A day in the life of Spike

I love morning church!!  It is so much easier for me than attending in the afternoon!!  When we lived in Utah, our ward shared the building with three other wards.  One year we actually met from 3 p.m to 6 p.m.  That schedule was super hard on the little ones!!  But now we are back on the morning schedule and I just love getting up, getting ready and being home by lunch time, with the rest of the afternoon to relax and visit with my family and prepare for the coming week.  Morning church rocks!

Spike attended his first primary class yesterday.  It was awesome.  We had been talking about it for a week and making a big deal of how fun it will be to be a Sunbeam (the three year-old class).  Luckily, I was up and ready for the day fairly early.  When I awoke the children, we had an hour to get ready for church, which was a great plan, and it was good that I was completely ready, except throwing on my dress and shoes. 

Spike was fine and happy to get up, eat breakfast, take care of a few morning agenda items, but when he realized it was church day and today would be the day he actually attended Sunbeam class, then he decided that he really didn’t want to go to church and the best way to ensure that was just not to get dressed.  Plus he was wearing his new angry birds t-shirt (which had been on for four days) and he really didn’t want to take it off.  Such a special spirit.  I let it go and we discussed it for 20 minutes, while I changed my clothes and put on my shoes.  It became apparent that he was not going to budge about getting dressed.

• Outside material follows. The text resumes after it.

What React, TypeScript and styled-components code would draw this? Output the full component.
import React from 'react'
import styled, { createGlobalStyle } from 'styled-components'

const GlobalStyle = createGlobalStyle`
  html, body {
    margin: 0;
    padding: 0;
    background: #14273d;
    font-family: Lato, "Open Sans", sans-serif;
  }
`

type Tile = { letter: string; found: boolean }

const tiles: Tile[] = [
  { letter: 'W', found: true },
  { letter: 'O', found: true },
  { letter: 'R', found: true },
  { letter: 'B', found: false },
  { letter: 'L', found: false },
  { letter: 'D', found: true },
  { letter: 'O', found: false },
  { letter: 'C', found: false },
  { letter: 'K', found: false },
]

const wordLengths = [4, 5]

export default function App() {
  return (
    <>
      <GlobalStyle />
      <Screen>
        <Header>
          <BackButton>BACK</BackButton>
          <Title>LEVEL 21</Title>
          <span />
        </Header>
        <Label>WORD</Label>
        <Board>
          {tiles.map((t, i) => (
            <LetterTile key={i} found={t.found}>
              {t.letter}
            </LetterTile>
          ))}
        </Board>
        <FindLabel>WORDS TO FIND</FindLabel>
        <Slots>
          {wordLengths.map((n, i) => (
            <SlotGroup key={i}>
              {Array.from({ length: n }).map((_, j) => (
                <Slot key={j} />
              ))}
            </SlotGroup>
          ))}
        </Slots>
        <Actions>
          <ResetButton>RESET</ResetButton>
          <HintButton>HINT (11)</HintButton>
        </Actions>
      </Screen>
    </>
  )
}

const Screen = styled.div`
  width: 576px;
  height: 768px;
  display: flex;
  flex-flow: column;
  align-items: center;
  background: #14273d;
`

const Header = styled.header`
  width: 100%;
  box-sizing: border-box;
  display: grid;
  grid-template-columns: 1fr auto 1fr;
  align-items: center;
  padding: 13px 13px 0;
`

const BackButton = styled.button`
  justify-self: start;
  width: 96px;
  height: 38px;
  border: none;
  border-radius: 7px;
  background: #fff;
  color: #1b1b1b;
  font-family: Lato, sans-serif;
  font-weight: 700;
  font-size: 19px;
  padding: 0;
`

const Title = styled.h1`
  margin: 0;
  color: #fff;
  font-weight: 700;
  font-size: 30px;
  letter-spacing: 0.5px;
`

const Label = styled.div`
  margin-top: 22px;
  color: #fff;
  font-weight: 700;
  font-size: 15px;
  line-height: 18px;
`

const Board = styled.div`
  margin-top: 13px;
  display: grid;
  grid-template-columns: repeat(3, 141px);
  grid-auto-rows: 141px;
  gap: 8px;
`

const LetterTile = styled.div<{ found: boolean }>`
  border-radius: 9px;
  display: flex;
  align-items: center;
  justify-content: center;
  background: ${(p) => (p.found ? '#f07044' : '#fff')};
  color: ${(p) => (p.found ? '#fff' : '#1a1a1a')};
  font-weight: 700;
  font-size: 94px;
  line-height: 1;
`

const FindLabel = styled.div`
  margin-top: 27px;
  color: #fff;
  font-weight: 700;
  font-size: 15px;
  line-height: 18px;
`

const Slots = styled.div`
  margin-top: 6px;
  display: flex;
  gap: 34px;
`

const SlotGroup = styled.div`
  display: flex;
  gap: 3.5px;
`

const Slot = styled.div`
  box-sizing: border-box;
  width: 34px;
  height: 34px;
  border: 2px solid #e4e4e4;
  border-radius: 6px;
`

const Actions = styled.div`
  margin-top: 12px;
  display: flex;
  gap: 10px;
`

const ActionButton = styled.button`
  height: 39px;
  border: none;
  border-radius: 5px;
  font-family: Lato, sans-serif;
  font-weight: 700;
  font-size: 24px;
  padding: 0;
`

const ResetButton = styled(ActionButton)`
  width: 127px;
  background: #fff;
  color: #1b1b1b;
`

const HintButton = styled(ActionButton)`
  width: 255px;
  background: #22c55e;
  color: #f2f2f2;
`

Lovely.  These are my very favorite Sundays.  Oy!  I tried telling him that his shirt was dirty and needed cleaning.  No luck.  I threatened him with consequences.  He didn’t care.  I finally had to be true to my threats and administer them.  I stuffed him into his pants, while he screamed and kicked and loudly complained.  His brothers sat and watched the show.  After he was stuffed into his pants, I put on his socks and shoes.  His little self began relenting.

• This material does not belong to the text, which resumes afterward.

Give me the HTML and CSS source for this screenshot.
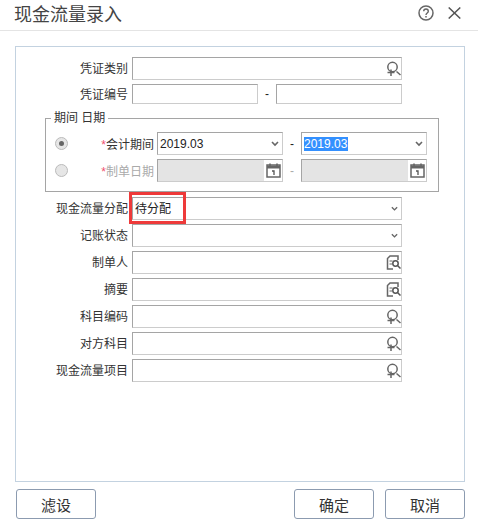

We calmed down and hugged each other after the ordeal.  He apologized for being obnoxious.  I told him I was sorry that I had to give him consequences, but if he had been willing to cooperate, they never would have come.  Then the test of all time.  I told him it was time to change his shirt and take off the angry birds one.  I gave him the choice between two other shirts, the one he screamed about trying on the week before (hand-me-down, which is two sizes too large, white,and had to have the sleeves rolled up) or the new, pretty blue striped one, which fits, that I picked up at the thrift store.

He always chooses blue shirts.  He hates the white ones, and at three has told me so many, many times.

He chose the white one, just as a matter of defiance, I believe.  But whatever!  He willingly changed his shirt, without any more fight about clothing, as long as I cut out the tag first, you understand.

We only visited the bathroom four times during sacrament meeting.

Sharing time was pretty fabulous, only running across the room three or four times to see me and tell me how he felt about what was happening.  Only once did I have to go to the front of the room to retrieve him, as the poor chorister completely ignored him practically tugging on her apron and demanding her attention as she tried to teach the rest of the children.  The other sunbeam just sat on his mother’s lap.

I guess the class time was another adventure all on its own.  Because we had visited the bathroom so many times during sacrament meeting, I figured he was probably good to go for the rest of the meetings.  I was wrong.  I was teaching another class so when he needed to use the bathroom, his teacher (mother of the other sunbeam) took him to his father.

Well, Spike didn’t want his father’s assistance.  He wanted his mother.  So they spent 15 minutes in the bathroom discussing whether or not Spike was actually going to go.   Spike had never been in the men’s bathroom.  He had never used a urinal.  Did I mention that he doesn’t like new things and that he really doesn’t transition well?  After the 15 minute discussion, in the men’s room between the three year old and the Bishop, the Bishop decided to help him make the decision easier and just pulled down his pants and placed him on the toilet.  Unfortunately, the Bishop was unaware that because those toilets are so large, I have to remove Spike’s pants completely in order for him to have some balance and take care of his business.  Because their discussion had continued so long, poor Spike’s little bladder could not hold things any longer.  You can imagine the mess they were managing and Spike’s frustration and disgust as he got more wet than he had planned on and because of the length of their discussion and the mess, the Bishop’s frustration, as well.  After all was cleaned and washed and well, Spike and the Bishop returned to their respective classes.

No mention was made to me until about the end of class when the Bishop poked his head into my classroom to let me know ‘there had been an incident with my youngest son.’  Because I knew he knew what it was, I wasn’t worried about it.  I took Spike home where he insisted on changing all of his clothing, pretty much immediately.  I accommodated him.

But I didn’t hear the entire story until the Bishop finished his work and was home (about two hours later).

I have to tell you.  I laughed hysterically.  I’m not sure the Bishop was amused.

And that is a day in the life of Spike.